El borde que define la paramentación de la Plaza Alfonso López Pumarejo está compuesto por edificios de cuatro y cinco pisos, principalmente. La mayoría tiene un pequeño voladizo después de una doble altura. Su arquitectura es modesta pero mantiene una presencia viva en el lugar. Cinco o seis edificios en cada manzana organizan los contornos de la Plaza reflejando una cierta continuidad de vanos en medio de la diversidad estilística. Los primeros pisos, por el contrario, se diferencian de los pisos superiores por su apertura al peatón y algunas subdivisiones para acomodar pequeños locales dentro de otros, lo cual dificulta la identificación de los ritmos en las fachadas. El Teatro de Manizales es quizás el edificio que más identidad formal tiene, aunque el uso real sea otro completamente distinto. Su presencia en el lugar se asemeja más a un fantasma que clama una nueva oportunidad en la memoria de los habitantes del centro de la ciudad.

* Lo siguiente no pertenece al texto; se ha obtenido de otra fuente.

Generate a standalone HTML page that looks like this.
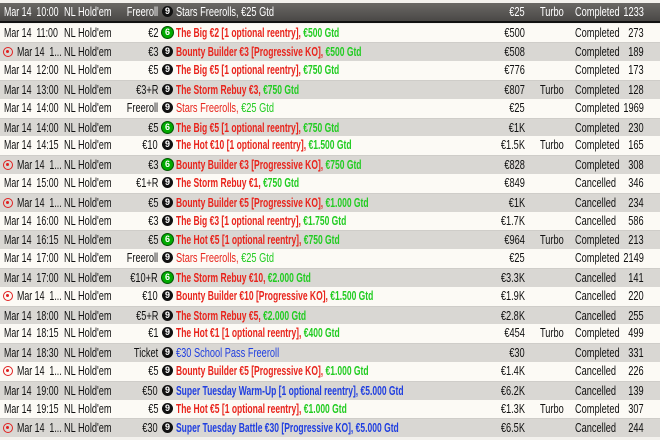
<!DOCTYPE html>
<html><head><meta charset="utf-8"><style>
html,body{margin:0;padding:0;width:660px;height:440px;overflow:hidden;background:#f3f1ed;}
body{font-family:"Liberation Sans",sans-serif;font-size:13px;color:#111;}
.r{position:absolute;left:0;width:660px;height:18.8px;line-height:18.8px;white-space:nowrap;}
.r.a{background:#fcfaf5;}
.r.b{background:#d9d7d3;border-top:1px solid #cfcdc9;box-sizing:border-box;}
.h{position:absolute;left:0;top:3px;width:660px;height:18px;line-height:18px;background:linear-gradient(#6a6865,#4a4846);color:#fff;border-bottom:2px solid #111;white-space:nowrap;}
.r span,.h span{position:absolute;top:0;transform:scaleX(0.71);transform-origin:left center;}
.d,.d2{transform:scaleX(0.68)!important}
.d{left:4px}.g{left:64px}.bi{right:502px;text-align:right;transform-origin:right center!important}
.r span.ic,.h span.ic,.r span.tg{transform:none;}
.ic{left:162px;top:3px!important;width:11px;height:11px;border-radius:50%;background:#111;color:#fff;font-size:9px;line-height:11px;text-align:center;font-weight:bold;}
.ic.gr{background:#0a0;box-shadow:0 0 0 1px #050;}
.r span.n,.h span.n{left:176px;font-weight:bold;transform:scaleX(0.655);}
.rd{color:#e8241c}.gn{color:#22cc22}.bl{color:#1f3ee0}
.p{right:135px;text-align:right;transform-origin:right center!important}.t{left:540px}.s{left:575px}.c{right:16px;text-align:right;transform-origin:right center!important}
.tg{left:3px;top:4px!important;width:10px;height:10px;border-radius:50%;border:1.5px solid #e02020;box-sizing:border-box;}
.tg:after{content:"";position:absolute;left:2px;top:2px;width:3px;height:3px;border-radius:50%;background:#e02020;}
.d2{left:17px}
</style></head><body>
<div class="h"><span class="d">Mar 14&nbsp; 10:00</span><span class="g">NL Hold'em</span><span class="bi">Freeroll</span><span class="ic" style="top:3px;background:#111">9</span><span class="n" style="font-weight:normal;transform:scaleX(0.71)">Stars Freerolls, €25 Gtd</span><span class="p">€25</span><span class="t">Turbo</span><span class="s">Completed</span><span class="c">1233</span></div>
<div id="rows"></div>
<script>
var R=[
["Mar 14  11:00",0,"€2",1,[["The Big €2 [1 optional reentry], ","rd"],["€500 Gtd","gn"]],"€500","","Completed","273"],
["",1,"€3",0,[["Bounty Builder €3 [Progressive KO], ","rd"],["€500 Gtd","gn"]],"€508","","Completed","189"],
["Mar 14  12:00",0,"€5",0,[["The Big €5 [1 optional reentry], ","rd"],["€750 Gtd","gn"]],"€776","","Completed","173"],
["Mar 14  13:00",0,"€3+R",0,[["The Storm Rebuy €3, ","rd"],["€750 Gtd","gn"]],"€807","Turbo","Completed","128"],
["Mar 14  14:00",0,"Freeroll",0,[["Stars Freerolls, ","rd"],["€25 Gtd","gn"]],"€25","","Completed","1969",1],
["Mar 14  14:00",0,"€5",1,[["The Big €5 [1 optional reentry], ","rd"],["€750 Gtd","gn"]],"€1K","","Completed","230"],
["Mar 14  14:15",0,"€10",0,[["The Hot €10 [1 optional reentry], ","rd"],["€1.500 Gtd","gn"]],"€1.5K","Turbo","Completed","165"],
["",1,"€3",1,[["Bounty Builder €3 [Progressive KO], ","rd"],["€750 Gtd","gn"]],"€828","","Completed","308"],
["Mar 14  15:00",0,"€1+R",0,[["The Storm Rebuy €1, ","rd"],["€750 Gtd","gn"]],"€849","","Cancelled","346"],
["",1,"€5",0,[["Bounty Builder €5 [Progressive KO], ","rd"],["€1.000 Gtd","gn"]],"€1K","","Cancelled","234"],
["Mar 14  16:00",0,"€3",0,[["The Big €3 [1 optional reentry], ","rd"],["€1.750 Gtd","gn"]],"€1.7K","","Cancelled","586"],
["Mar 14  16:15",0,"€5",1,[["The Hot €5 [1 optional reentry], ","rd"],["€750 Gtd","gn"]],"€964","Turbo","Completed","213"],
["Mar 14  17:00",0,"Freeroll",0,[["Stars Freerolls, ","rd"],["€25 Gtd","gn"]],"€25","","Completed","2149",1],
["Mar 14  17:00",0,"€10+R",1,[["The Storm Rebuy €10, ","rd"],["€2.000 Gtd","gn"]],"€3.3K","","Cancelled","141"],
["",1,"€10",0,[["Bounty Builder €10 [Progressive KO], ","rd"],["€1.500 Gtd","gn"]],"€1.9K","","Cancelled","220"],
["Mar 14  18:00",0,"€5+R",0,[["The Storm Rebuy €5, ","rd"],["€2.000 Gtd","gn"]],"€2.8K","","Cancelled","255"],
["Mar 14  18:15",0,"€1",0,[["The Hot €1 [1 optional reentry], ","rd"],["€400 Gtd","gn"]],"€454","Turbo","Completed","499"],
["Mar 14  18:30",0,"Ticket",0,[["€30 School Pass Freeroll","bl"]],"€30","","Completed","331",1],
["",1,"€5",0,[["Bounty Builder €5 [Progressive KO], ","rd"],["€1.000 Gtd","gn"]],"€1.4K","","Cancelled","226"],
["Mar 14  19:00",0,"€50",0,[["Super Tuesday Warm-Up [1 optional reentry], €5.000 Gtd","bl"]],"€6.2K","","Cancelled","139"],
["Mar 14  19:15",0,"€5",0,[["The Hot €5 [1 optional reentry], ","rd"],["€1.000 Gtd","gn"]],"€1.3K","Turbo","Completed","307"],
["",1,"€30",0,[["Super Tuesday Battle €30 [Progressive KO], €5.000 Gtd","bl"]],"€6.5K","","Cancelled","244"]
];
var h="";
R.forEach(function(r,i){
 var top=23.6+i*18.8;
 h+='<div class="r '+(i%2?'b':'a')+'" style="top:'+top+'px">';
 if(r[1]) h+='<span class="tg"></span><span class="d2">Mar 14&nbsp; 1...</span>';
 else h+='<span class="d">'+r[0].replace("  ","&nbsp; ")+'</span>';
 h+='<span class="g">NL Hold\'em</span><span class="bi">'+r[2]+'</span>';
 h+='<span class="ic'+(r[3]?' gr':'')+'">'+(r[3]?'6':'9')+'</span><span class="n"'+(r[9]?' style="font-weight:normal;transform:scaleX(0.71)"':'')+'>';
 r[4].forEach(function(s){h+='<b class="'+s[1]+'" style="font-weight:inherit">'+s[0]+'</b>';});
 h+='</span><span class="p">'+r[5]+'</span><span class="t">'+r[6]+'</span><span class="s">'+r[7]+'</span><span class="c">'+r[8]+'</span></div>';
});
document.getElementById("rows").innerHTML=h;
</script>
</body></html>
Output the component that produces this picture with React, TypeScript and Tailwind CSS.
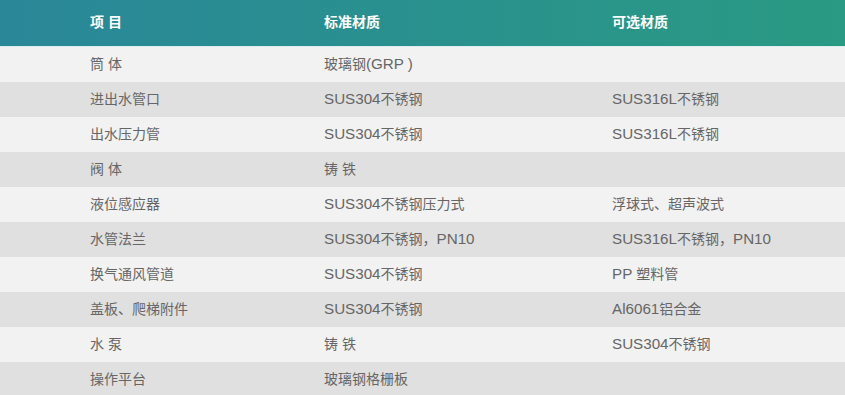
import React from "react";

const rows: [string, string, string][] = [
  ["筒 体", "玻璃钢(GRP )", ""],
  ["进出水管口", "SUS304不锈钢", "SUS316L不锈钢"],
  ["出水压力管", "SUS304不锈钢", "SUS316L不锈钢"],
  ["阀 体", "铸 铁", ""],
  ["液位感应器", "SUS304不锈钢压力式", "浮球式、超声波式"],
  ["水管法兰", "SUS304不锈钢，PN10", "SUS316L不锈钢，PN10"],
  ["换气通风管道", "SUS304不锈钢", "PP 塑料管"],
  ["盖板、爬梯附件", "SUS304不锈钢", "Al6061铝合金"],
  ["水 泵", "铸 铁", "SUS304不锈钢"],
  ["操作平台", "玻璃钢格栅板", ""],
];

function Txt({ s }: { s: string }) {
  const parts = s.split(/([A-Za-z0-9()]+)/).filter((p) => p.length > 0);
  return (
    <>
      {parts.map((p, i) =>
        /^[A-Za-z0-9()]+$/.test(p) ? (
          <span key={i} className="text-[15.2px]">
            {p}
          </span>
        ) : (
          <span key={i}>{p}</span>
        )
      )}
    </>
  );
}

export default function App() {
  return (
    <div
      className="w-[845px] h-[395px] overflow-hidden bg-[#f2f2f2]"
      style={{ fontFamily: '"Liberation Sans", "Noto Sans CJK SC", sans-serif' }}
    >
      <div className="h-[46px] pb-[2px] flex items-center bg-gradient-to-r from-[#2a8798] to-[#2a9a83] text-white text-[14px] font-bold">
        <div className="w-[324px] pl-[90px]">项 目</div>
        <div className="w-[288px]">标准材质</div>
        <div className="flex-1">可选材质</div>
      </div>
      <div className="h-px bg-[#dcefee]" />
      {rows.map((r, i) => (
        <div
          key={i}
          className={`h-[35px] pb-[2px] flex items-center text-[14px] leading-[20px] text-[#666666] ${
            i % 2 === 0 ? "bg-[#f2f2f2]" : "bg-[#e0e0e0]"
          }`}
        >
          <div className="w-[324px] pl-[90px]">
            <Txt s={r[0]} />
          </div>
          <div className="w-[288px]">
            <Txt s={r[1]} />
          </div>
          <div className="flex-1">
            <Txt s={r[2]} />
          </div>
        </div>
      ))}
    </div>
  );
}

Por su estilo y materiales, la mayoría de las edificaciones son de hace tres o cuatro décadas. Sin embargo, subsisten algunos edificios de dos o tres pisos en bahareque que hablan de épocas pretéritas, pero también de riesgos que continúan amenazando a las edificaciones antiguas. De hecho, en la esquina del constado sur-occidental de la Plaza, un edificio de dos pisos sucumbió recientemente a la fuerza devoradora de las llamas, recordando que la amenaza de incendio sigue latente en el centro de la ciudad si no se toman medidas preventivas.

No es la arquitectura la que impresiona, es la amplitud y la perspectiva del espacio que se abre desde diferentes direcciones en medio de una estructura de damero cerrada y compacta que caracteriza el Centro Tradicional. Este respiro que se siente al aproximarse, se pierde cuando se llega, puesto que la escenografía está pobremente dispuesta sobre el lugar. Se podría decir que es un espacio vacío que se recorre por sus bordes. Le hace falta vida a su interior porque no hay ninguna actividad que lo respalde, prácticamente ningún amoblamiento que insinúe diversas formas de apropiación cultural, recreativa, política o simplemente de ocio.